我帶著極大的興趣聆聽了教授的簡潔的術語,並深深為之陶醉。這麼多新名詞把我搞懵了。感覺、思維、情感、直覺等這些概念以及還可能有的另外一些未知事物,真叫我這個門外漢耳目一新。

但我覺得,我們還沒有聽到,兒童的意識——或者說兒童的無意識朝什麼方向發展。關於兒童的情形還沒有怎麼提說。我想問榮格教授,兒童的無意識是在什麼時候變成意識的?

我還想知道,這一大堆的圖表、障礙、自我、本我,以及其他那麼多概念,是不是有一點使人誤入歧途之嫌?還有,將這些圖表依不同階段劃類分級是否能使它們有所改進?

正如榮格教授所指出的,我們通過遺傳繼承了臉型、眼睛,耳朵;臉型有許多種,心理有多種類型。那麼,難道不可以認為,事實上可能存在著植根於遺傳的多種可能性,這些可能性類似於一種網狀物,一種篩子,在幼年的無意識時代接受印象並篩選它們,繼而在後來進入意識?我想問榮格教授,作為一位卓越的心理學專家,我眼中最偉大的學者,他今晚是否想到過這些?

榮格教授:

我在嚴厲譴責那年輕人的不道德之後,是應該對我昨天帶嘲弄的話語作一番解釋的。我並非居心不良。我自然是盡力幫助病人,但在心理學上很重要的一點是:醫生不應該不惜代價地只求治療。我們尤其要小心,不要把自己的意願和觀點強加於病人。我們必須給他一定程度的自由,你不可能使人不受制於命運,正如在醫學上你救不了注定要死的人。有時,一個人為了他以後的發展非經受某種命運不可,你是否可以把他從這種命運中救出,那的確還大可懷疑。你無法使某些人不胡來,因為那是他們的本性。如果將這本性消滅,他們便一無是處了。我們只有承認自己的現狀,認真走完我們注定該走的歷程,才有長處可言,才能有利於心理的發展。我們的醜惡和過失對我們是必不可少的,否則,我們就會失去最寶貴的求取上進的刺激。當有人拒不聽諫、扭頭便走時,我並不要求他回來。你們可以把我指責為沒有基督教精神,但我不在乎。我站在本性一邊。中國有一句俗諺:好話不說二遍。強迫是無用的。願聽者自會領悟,不!能領悟者自不願聽。

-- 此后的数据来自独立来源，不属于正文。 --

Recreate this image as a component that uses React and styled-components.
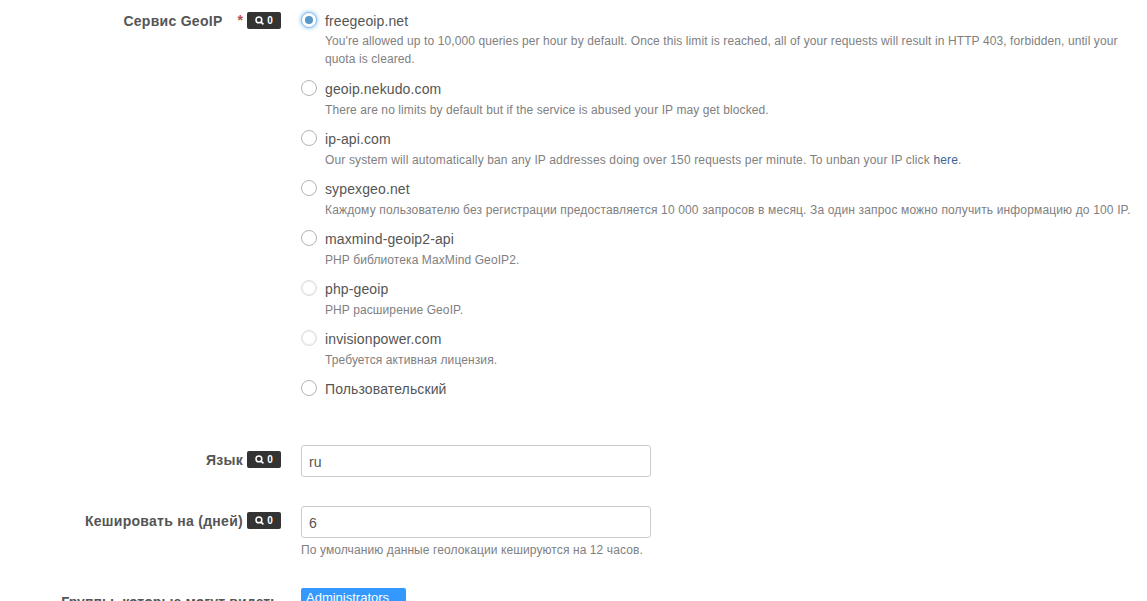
import React from "react";
import styled, { createGlobalStyle } from "styled-components";

const Global = createGlobalStyle`
  html, body {
    margin: 0;
    height: 601px;
    overflow: hidden;
    background: #fff;
    font-family: "Liberation Sans", Arial, sans-serif;
    color: #555;
  }
`;

const Page = styled.div`
  padding-top: 11px;
`;

const FormRow = styled.div`
  display: flex;
  gap: 20px;
  margin-bottom: ${(p) => p.$mb || 0}px;
`;

const LabelCol = styled.div`
  width: 281px;
  flex: none;
  display: flex;
  justify-content: flex-end;
  align-items: flex-start;
  padding-top: ${(p) => p.$pt || 0}px;
  padding-right: ${(p) => p.$pr || 0}px;
  box-sizing: border-box;
  white-space: nowrap;
`;

const LabelText = styled.span`
  font-size: 14px;
  font-weight: bold;
  line-height: 20px;
  color: #555;
  letter-spacing: ${(p) => p.$ls ?? 0.28}px;
`;

const Star = styled.span`
  font-size: 14px;
  font-weight: bold;
  line-height: 18px;
  color: #b94a48;
  margin-left: 15px;
  margin-right: 4px;
`;

const Badge = styled.span`
  display: inline-flex;
  align-items: center;
  justify-content: center;
  gap: 3px;
  width: 34px;
  height: 17px;
  margin: 1px 0 0 ${(p) => p.$ml || 0}px;
  background: #333;
  border-radius: 2px;
  color: #fff;
  font-size: 10px;
  font-weight: bold;
`;

const Field = styled.div`
  flex: none;
  width: 840px;
`;

const RadioRow = styled.div`
  display: flex;
  gap: 8px;
  margin-bottom: ${(p) => p.$mb ?? 10}px;
`;

const RadioDot = styled.span`
  flex: none;
  box-sizing: border-box;
  width: 16px;
  height: 16px;
  margin-top: 1px;
  border-radius: 50%;
  background: #fff;
  border: 1px solid ${(p) => (p.$checked ? "#8fc0ea" : p.$disabled ? "#dcdcdc" : "#b4b4b4")};
  box-shadow: ${(p) =>
    p.$checked ? "0 0 4px rgba(82,168,236,.8)" : p.$disabled ? "inset 0 0 0 1px #f0f0f0" : "none"};
  display: flex;
  align-items: center;
  justify-content: center;

  &::after {
    content: "";
    display: ${(p) => (p.$checked ? "block" : "none")};
    width: 8px;
    height: 8px;
    border-radius: 50%;
    background: #5897c9;
  }
`;

const RadioName = styled.div`
  font-size: 14px;
  line-height: 20px;
  color: #555;
  letter-spacing: 0.12px;
  margin-bottom: ${(p) => p.$gap ?? 2}px;
`;

const Help = styled.div`
  font-size: 12px;
  line-height: 18px;
  color: #808080;
  letter-spacing: ${(p) => p.$ls ?? 0.1}px;
  margin-top: ${(p) => p.$mt || 0}px;
  width: ${(p) => p.$w || "auto"};
  white-space: ${(p) => (p.$w ? "normal" : "nowrap")};

  a {
    color: #3d6594;
    text-decoration: none;
  }
`;

const TextInput = styled.input`
  display: block;
  box-sizing: border-box;
  width: 350px;
  height: 32px;
  padding: 1px 7px 0;
  border: 1px solid #ccc;
  border-radius: 3px;
  background: #fff;
  font: 14px "Liberation Sans", Arial, sans-serif;
  color: #555;
`;

const GroupTag = styled.div`
  width: 105px;
  height: 30px;
  box-sizing: border-box;
  padding: 2px 5px;
  background: #3399ff;
  border-radius: 2px 2px 0 0;
  color: #fff;
  font-size: 13px;
  line-height: 16px;
`;

const SearchIcon = () => (
  <svg width="9" height="9" viewBox="0 0 9 9" fill="none" stroke="#fff">
    <circle cx="3.9" cy="3.9" r="2.9" strokeWidth="1.5" />
    <path d="M6 6 L8.4 8.4" strokeWidth="1.7" />
  </svg>
);

const Count = () => (
  <>
    <SearchIcon />
    <span>0</span>
  </>
);

const services = [
  {
    name: "freegeoip.net",
    checked: true,
    help: "You're allowed up to 10,000 queries per hour by default. Once this limit is reached, all of your requests will result in HTTP 403, forbidden, until your quota is cleared.",
    w: "810px",
    gap: 1,
    mb: 11,
  },
  { name: "geoip.nekudo.com", help: "There are no limits by default but if the service is abused your IP may get blocked." },
  {
    name: "ip-api.com",
    ls: 0.14,
    help: (
      <>
        Our system will automatically ban any IP addresses doing over 150 requests per minute. To unban your IP click <a href="#here">here</a>.
      </>
    ),
  },
  {
    name: "sypexgeo.net",
    ls: 0.15,
    help: "Каждому пользователю без регистрации предоставляется 10 000 запросов в месяц. За один запрос можно получить информацию до 100 IP.",
  },
  { name: "maxmind-geoip2-api", help: "PHP библиотека MaxMind GeoIP2." },
  { name: "php-geoip", disabled: true, help: "PHP расширение GeoIP." },
  { name: "invisionpower.com", disabled: true, help: "Требуется активная лицензия." },
  { name: "Пользовательский", mb: 0 },
];

export default function App() {
  return (
    <Page>
      <Global />
      <FormRow $mb={44}>
        <LabelCol>
          <LabelText>Сервис GeoIP</LabelText>
          <Star>*</Star>
          <Badge><Count /></Badge>
        </LabelCol>
        <Field>
          {services.map((s) => (
            <RadioRow key={s.name} $mb={s.mb}>
              <RadioDot $checked={s.checked} $disabled={s.disabled} />
              <div>
                <RadioName $gap={s.gap}>{s.name}</RadioName>
                {s.help && <Help $w={s.w} $ls={s.ls}>{s.help}</Help>}
              </div>
            </RadioRow>
          ))}
        </Field>
      </FormRow>

      <FormRow $mb={29}>
        <LabelCol $pt={5}>
          <LabelText>Язык</LabelText>
          <Badge $ml={4}><Count /></Badge>
        </LabelCol>
        <Field>
          <TextInput defaultValue="ru" />
        </Field>
      </FormRow>

      <FormRow $mb={29}>
        <LabelCol $pt={5}>
          <LabelText>Кешировать на (дней)</LabelText>
          <Badge $ml={4}><Count /></Badge>
        </LabelCol>
        <Field>
          <TextInput defaultValue="6" />
          <Help $mt={3}>По умолчанию данные геолокации кешируются на 12 часов.</Help>
        </Field>
      </FormRow>

      <FormRow>
        <LabelCol $pt={4} $pr={2}>
          <LabelText $ls={0.1}>Группы, которые могут видеть</LabelText>
        </LabelCol>
        <Field>
          <GroupTag>Administrators</GroupTag>
        </Field>
      </FormRow>
    </Page>
  );
}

我有這種印象:在座的大多數是精神治療專家。如果我早知道有醫學工作者出席,我會更慎重地對待自己的發言的。但精神治療工作者們會理解我的。用弗洛伊德大師自己的話說,就是:僅僅為了治療而不惜任何代價,那並無好處。他向我也多次講過這句話,他是對的。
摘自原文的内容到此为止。